Pre-class Preparation

There's actually very little needed before coming in for this one. If you're interested in trying to run your project from your own Arduino, feel free to bring one. We'll have one pre-programmed to show off speed control.

In-class work

We'll be working our way up from controlling the motors with bare wire to controlling them with push buttons that could later be replaced by an Arduino. Let's get started!

Now, a motor is just a set of electromagnets that can spin. There is lots of information online as to how they work, so we'll just treat them as magic for now and you can look them up later. What we care about is how to control them so we can use them to make neat stuff like robots or toys.

The easiest way to turn a motor on and off is to connect them directly to a DC power source. DC power is what all of our handheld devices use, and what comes out of USB ports and batteries. It means that the electricity flows only one way from the source. So, let's try this out.

Step 1: Hook up a motor

The kits should have four wires, two sets for each motor. If you don't have a kit, you can take apart a broken CD/DVD/BluRay drive or player and steal some out of there. It's a great excuse to find out how those are put together anyway.

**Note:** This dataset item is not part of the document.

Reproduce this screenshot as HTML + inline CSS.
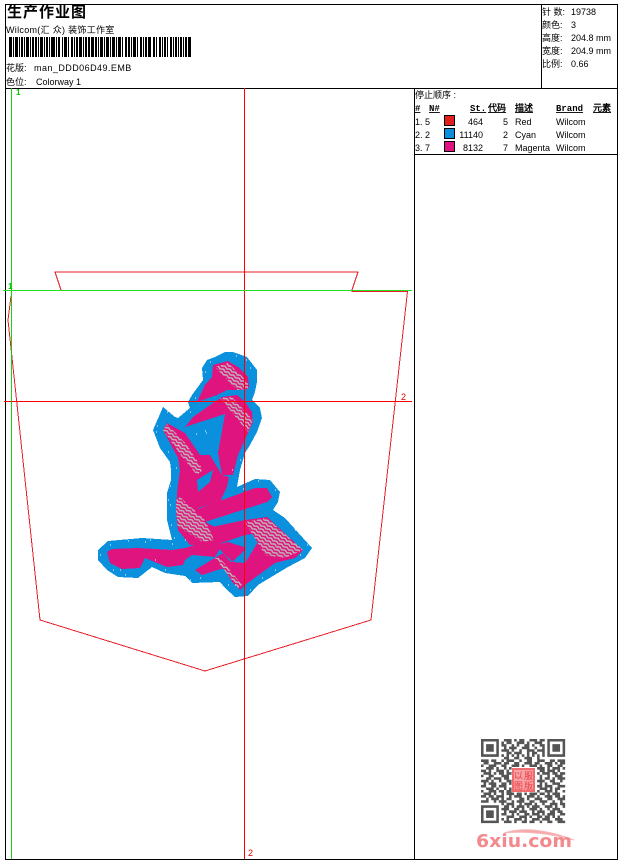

We'll need to get two of those motor wires connected to the two power leads through the breadboard. Now, a breadboard has connections between each hole. For the ones in the middle, they run from left to right, breaking in the middle. There are also lines that run from top to bottom, but the vertical lines in the kits only run in sets of three. You should be able to see this from the bottom of our breadboards, but you can also read more on breadboards and see an example at Sparkfun!


Troubleshooting

Make sure the transistors are the right way! This could be a challenge. They have a little D shape to them, so make sure they're all facing the same direction.